▶
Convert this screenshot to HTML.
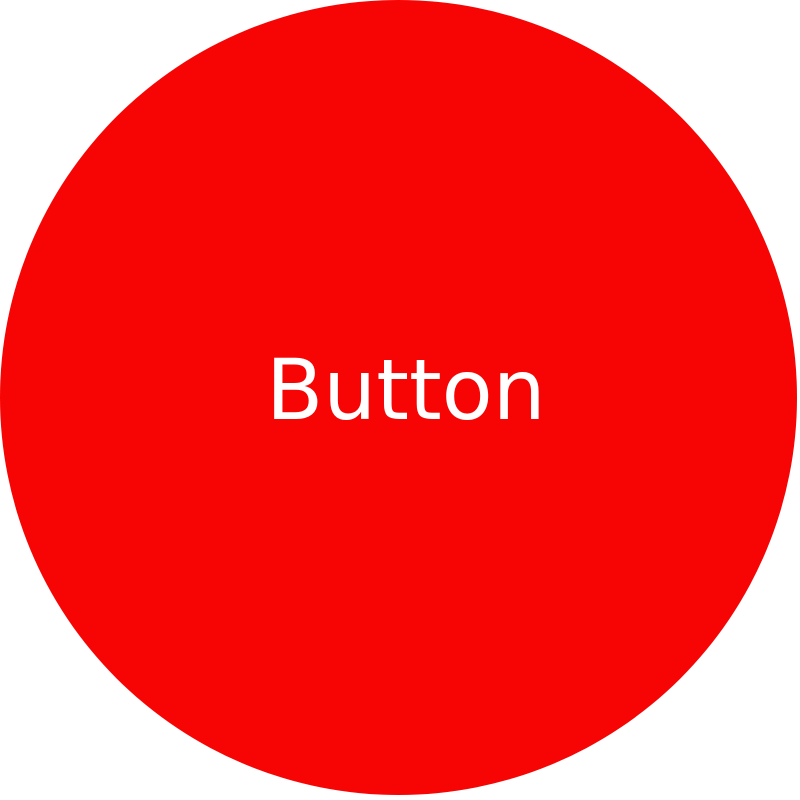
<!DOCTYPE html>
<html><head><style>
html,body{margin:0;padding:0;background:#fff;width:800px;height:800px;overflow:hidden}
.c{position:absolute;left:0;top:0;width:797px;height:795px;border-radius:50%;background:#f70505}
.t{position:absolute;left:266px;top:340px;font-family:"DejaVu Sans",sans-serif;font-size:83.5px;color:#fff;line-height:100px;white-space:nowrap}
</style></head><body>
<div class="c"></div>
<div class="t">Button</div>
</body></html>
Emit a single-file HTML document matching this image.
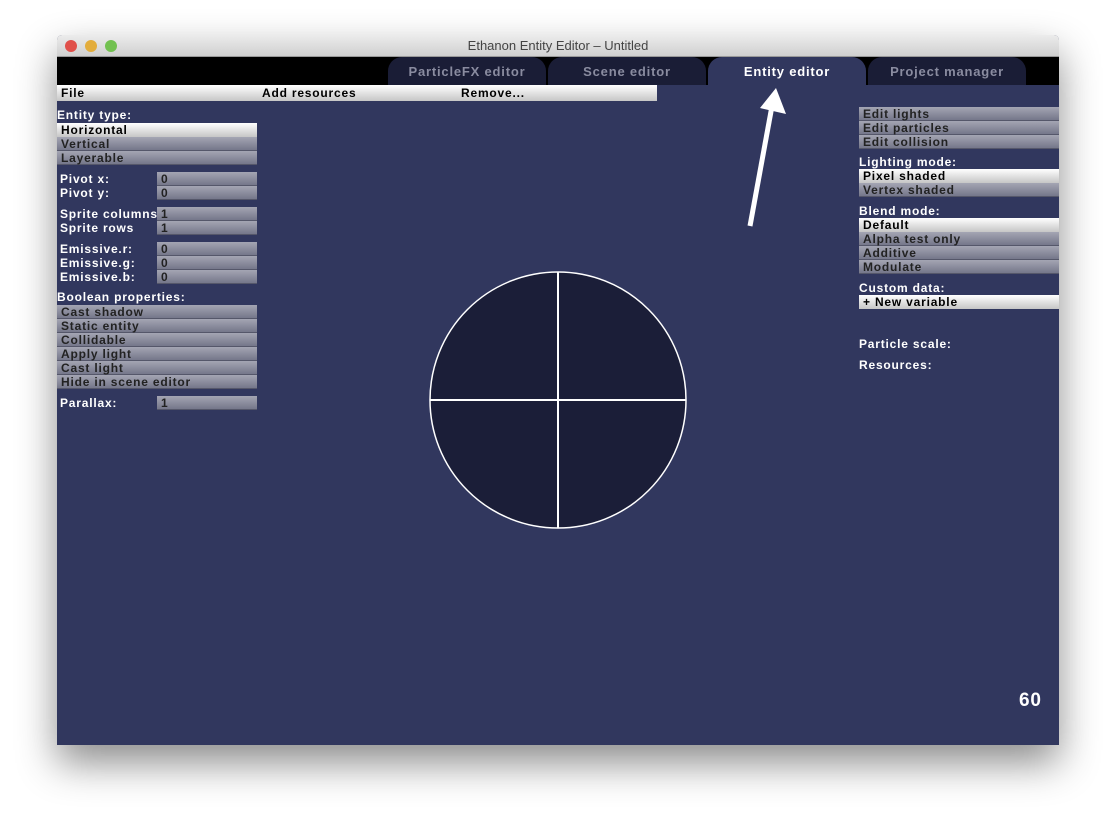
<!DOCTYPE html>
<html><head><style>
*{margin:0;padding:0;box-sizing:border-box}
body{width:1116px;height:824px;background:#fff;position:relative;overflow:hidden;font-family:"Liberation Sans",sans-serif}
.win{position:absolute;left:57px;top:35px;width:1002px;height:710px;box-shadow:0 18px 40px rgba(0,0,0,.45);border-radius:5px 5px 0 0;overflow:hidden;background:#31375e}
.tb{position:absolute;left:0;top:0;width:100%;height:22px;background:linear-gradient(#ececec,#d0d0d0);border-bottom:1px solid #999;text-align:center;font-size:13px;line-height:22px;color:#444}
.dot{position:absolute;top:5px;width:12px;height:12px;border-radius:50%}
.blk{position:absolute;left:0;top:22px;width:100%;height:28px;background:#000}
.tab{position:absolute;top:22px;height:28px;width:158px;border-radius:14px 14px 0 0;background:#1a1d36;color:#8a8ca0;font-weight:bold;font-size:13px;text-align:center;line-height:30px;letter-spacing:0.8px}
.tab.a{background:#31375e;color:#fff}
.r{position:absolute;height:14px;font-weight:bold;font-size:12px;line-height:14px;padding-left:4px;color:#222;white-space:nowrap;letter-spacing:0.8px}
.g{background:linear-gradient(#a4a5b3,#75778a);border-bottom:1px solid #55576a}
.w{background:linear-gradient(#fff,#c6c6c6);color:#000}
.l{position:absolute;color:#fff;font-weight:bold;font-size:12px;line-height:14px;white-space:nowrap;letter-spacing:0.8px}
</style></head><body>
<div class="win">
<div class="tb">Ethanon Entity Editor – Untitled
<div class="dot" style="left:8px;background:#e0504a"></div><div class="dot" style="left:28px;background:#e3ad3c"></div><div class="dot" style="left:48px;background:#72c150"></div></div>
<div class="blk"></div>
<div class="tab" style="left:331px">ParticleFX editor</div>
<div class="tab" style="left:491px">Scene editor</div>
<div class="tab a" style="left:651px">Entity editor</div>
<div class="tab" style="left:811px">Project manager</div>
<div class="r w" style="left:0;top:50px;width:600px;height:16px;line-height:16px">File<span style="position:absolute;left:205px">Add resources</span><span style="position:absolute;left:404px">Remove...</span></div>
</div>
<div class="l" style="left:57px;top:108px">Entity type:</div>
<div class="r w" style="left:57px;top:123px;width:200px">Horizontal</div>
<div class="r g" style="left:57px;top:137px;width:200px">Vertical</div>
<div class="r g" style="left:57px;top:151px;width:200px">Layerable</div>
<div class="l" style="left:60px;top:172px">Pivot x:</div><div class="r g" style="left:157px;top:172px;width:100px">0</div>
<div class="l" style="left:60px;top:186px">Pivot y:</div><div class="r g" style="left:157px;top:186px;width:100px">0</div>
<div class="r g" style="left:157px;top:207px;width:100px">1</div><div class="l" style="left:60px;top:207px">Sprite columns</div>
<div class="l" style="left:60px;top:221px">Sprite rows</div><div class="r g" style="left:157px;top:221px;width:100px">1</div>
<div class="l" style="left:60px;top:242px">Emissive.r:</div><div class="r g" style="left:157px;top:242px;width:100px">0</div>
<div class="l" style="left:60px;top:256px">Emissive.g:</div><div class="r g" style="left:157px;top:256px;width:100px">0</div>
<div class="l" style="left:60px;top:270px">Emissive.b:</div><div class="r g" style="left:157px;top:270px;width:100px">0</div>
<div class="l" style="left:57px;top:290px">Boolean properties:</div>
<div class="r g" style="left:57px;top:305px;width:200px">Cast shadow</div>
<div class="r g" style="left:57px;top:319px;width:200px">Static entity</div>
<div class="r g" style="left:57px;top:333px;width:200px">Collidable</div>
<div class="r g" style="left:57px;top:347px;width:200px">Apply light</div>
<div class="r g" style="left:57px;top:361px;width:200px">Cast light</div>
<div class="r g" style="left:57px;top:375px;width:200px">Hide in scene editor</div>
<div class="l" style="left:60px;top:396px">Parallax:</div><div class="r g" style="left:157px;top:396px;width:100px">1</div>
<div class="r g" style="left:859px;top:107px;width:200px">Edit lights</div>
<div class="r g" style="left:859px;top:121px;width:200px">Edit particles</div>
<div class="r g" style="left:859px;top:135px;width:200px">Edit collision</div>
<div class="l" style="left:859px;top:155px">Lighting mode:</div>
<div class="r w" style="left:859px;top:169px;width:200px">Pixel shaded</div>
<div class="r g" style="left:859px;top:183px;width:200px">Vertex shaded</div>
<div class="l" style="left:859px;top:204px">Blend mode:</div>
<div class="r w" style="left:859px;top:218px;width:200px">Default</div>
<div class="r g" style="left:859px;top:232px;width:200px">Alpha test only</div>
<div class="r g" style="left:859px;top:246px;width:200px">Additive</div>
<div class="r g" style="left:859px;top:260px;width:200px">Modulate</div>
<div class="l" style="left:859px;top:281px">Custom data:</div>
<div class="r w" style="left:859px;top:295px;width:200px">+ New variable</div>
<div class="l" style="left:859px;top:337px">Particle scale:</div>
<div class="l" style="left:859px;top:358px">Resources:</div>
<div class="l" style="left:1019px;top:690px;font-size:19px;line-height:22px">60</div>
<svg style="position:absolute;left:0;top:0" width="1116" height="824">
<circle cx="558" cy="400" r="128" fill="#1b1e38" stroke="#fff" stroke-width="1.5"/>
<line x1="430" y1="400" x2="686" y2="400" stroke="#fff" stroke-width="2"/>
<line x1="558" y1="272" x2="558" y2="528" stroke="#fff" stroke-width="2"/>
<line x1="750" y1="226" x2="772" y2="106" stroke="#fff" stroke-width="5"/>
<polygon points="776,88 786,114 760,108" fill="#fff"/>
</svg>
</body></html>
◀
Output the entries above exactly. Drop the pictures.

Convert this screenshot to HTML.
<!DOCTYPE html>
<html><head><style>
html,body{margin:0;padding:0;background:#fff;width:800px;height:800px;overflow:hidden}
.c{position:absolute;left:0;top:0;width:797px;height:795px;border-radius:50%;background:#f70505}
.t{position:absolute;left:266px;top:340px;font-family:"DejaVu Sans",sans-serif;font-size:83.5px;color:#fff;line-height:100px;white-space:nowrap}
</style></head><body>
<div class="c"></div>
<div class="t">Button</div>
</body></html>
Emit a single-file HTML document matching this image.
<!DOCTYPE html>
<html><head><style>
*{margin:0;padding:0;box-sizing:border-box}
body{width:1116px;height:824px;background:#fff;position:relative;overflow:hidden;font-family:"Liberation Sans",sans-serif}
.win{position:absolute;left:57px;top:35px;width:1002px;height:710px;box-shadow:0 18px 40px rgba(0,0,0,.45);border-radius:5px 5px 0 0;overflow:hidden;background:#31375e}
.tb{position:absolute;left:0;top:0;width:100%;height:22px;background:linear-gradient(#ececec,#d0d0d0);border-bottom:1px solid #999;text-align:center;font-size:13px;line-height:22px;color:#444}
.dot{position:absolute;top:5px;width:12px;height:12px;border-radius:50%}
.blk{position:absolute;left:0;top:22px;width:100%;height:28px;background:#000}
.tab{position:absolute;top:22px;height:28px;width:158px;border-radius:14px 14px 0 0;background:#1a1d36;color:#8a8ca0;font-weight:bold;font-size:13px;text-align:center;line-height:30px;letter-spacing:0.8px}
.tab.a{background:#31375e;color:#fff}
.r{position:absolute;height:14px;font-weight:bold;font-size:12px;line-height:14px;padding-left:4px;color:#222;white-space:nowrap;letter-spacing:0.8px}
.g{background:linear-gradient(#a4a5b3,#75778a);border-bottom:1px solid #55576a}
.w{background:linear-gradient(#fff,#c6c6c6);color:#000}
.l{position:absolute;color:#fff;font-weight:bold;font-size:12px;line-height:14px;white-space:nowrap;letter-spacing:0.8px}
</style></head><body>
<div class="win">
<div class="tb">Ethanon Entity Editor – Untitled
<div class="dot" style="left:8px;background:#e0504a"></div><div class="dot" style="left:28px;background:#e3ad3c"></div><div class="dot" style="left:48px;background:#72c150"></div></div>
<div class="blk"></div>
<div class="tab" style="left:331px">ParticleFX editor</div>
<div class="tab" style="left:491px">Scene editor</div>
<div class="tab a" style="left:651px">Entity editor</div>
<div class="tab" style="left:811px">Project manager</div>
<div class="r w" style="left:0;top:50px;width:600px;height:16px;line-height:16px">File<span style="position:absolute;left:205px">Add resources</span><span style="position:absolute;left:404px">Remove...</span></div>
</div>
<div class="l" style="left:57px;top:108px">Entity type:</div>
<div class="r w" style="left:57px;top:123px;width:200px">Horizontal</div>
<div class="r g" style="left:57px;top:137px;width:200px">Vertical</div>
<div class="r g" style="left:57px;top:151px;width:200px">Layerable</div>
<div class="l" style="left:60px;top:172px">Pivot x:</div><div class="r g" style="left:157px;top:172px;width:100px">0</div>
<div class="l" style="left:60px;top:186px">Pivot y:</div><div class="r g" style="left:157px;top:186px;width:100px">0</div>
<div class="r g" style="left:157px;top:207px;width:100px">1</div><div class="l" style="left:60px;top:207px">Sprite columns</div>
<div class="l" style="left:60px;top:221px">Sprite rows</div><div class="r g" style="left:157px;top:221px;width:100px">1</div>
<div class="l" style="left:60px;top:242px">Emissive.r:</div><div class="r g" style="left:157px;top:242px;width:100px">0</div>
<div class="l" style="left:60px;top:256px">Emissive.g:</div><div class="r g" style="left:157px;top:256px;width:100px">0</div>
<div class="l" style="left:60px;top:270px">Emissive.b:</div><div class="r g" style="left:157px;top:270px;width:100px">0</div>
<div class="l" style="left:57px;top:290px">Boolean properties:</div>
<div class="r g" style="left:57px;top:305px;width:200px">Cast shadow</div>
<div class="r g" style="left:57px;top:319px;width:200px">Static entity</div>
<div class="r g" style="left:57px;top:333px;width:200px">Collidable</div>
<div class="r g" style="left:57px;top:347px;width:200px">Apply light</div>
<div class="r g" style="left:57px;top:361px;width:200px">Cast light</div>
<div class="r g" style="left:57px;top:375px;width:200px">Hide in scene editor</div>
<div class="l" style="left:60px;top:396px">Parallax:</div><div class="r g" style="left:157px;top:396px;width:100px">1</div>
<div class="r g" style="left:859px;top:107px;width:200px">Edit lights</div>
<div class="r g" style="left:859px;top:121px;width:200px">Edit particles</div>
<div class="r g" style="left:859px;top:135px;width:200px">Edit collision</div>
<div class="l" style="left:859px;top:155px">Lighting mode:</div>
<div class="r w" style="left:859px;top:169px;width:200px">Pixel shaded</div>
<div class="r g" style="left:859px;top:183px;width:200px">Vertex shaded</div>
<div class="l" style="left:859px;top:204px">Blend mode:</div>
<div class="r w" style="left:859px;top:218px;width:200px">Default</div>
<div class="r g" style="left:859px;top:232px;width:200px">Alpha test only</div>
<div class="r g" style="left:859px;top:246px;width:200px">Additive</div>
<div class="r g" style="left:859px;top:260px;width:200px">Modulate</div>
<div class="l" style="left:859px;top:281px">Custom data:</div>
<div class="r w" style="left:859px;top:295px;width:200px">+ New variable</div>
<div class="l" style="left:859px;top:337px">Particle scale:</div>
<div class="l" style="left:859px;top:358px">Resources:</div>
<div class="l" style="left:1019px;top:690px;font-size:19px;line-height:22px">60</div>
<svg style="position:absolute;left:0;top:0" width="1116" height="824">
<circle cx="558" cy="400" r="128" fill="#1b1e38" stroke="#fff" stroke-width="1.5"/>
<line x1="430" y1="400" x2="686" y2="400" stroke="#fff" stroke-width="2"/>
<line x1="558" y1="272" x2="558" y2="528" stroke="#fff" stroke-width="2"/>
<line x1="750" y1="226" x2="772" y2="106" stroke="#fff" stroke-width="5"/>
<polygon points="776,88 786,114 760,108" fill="#fff"/>
</svg>
</body></html>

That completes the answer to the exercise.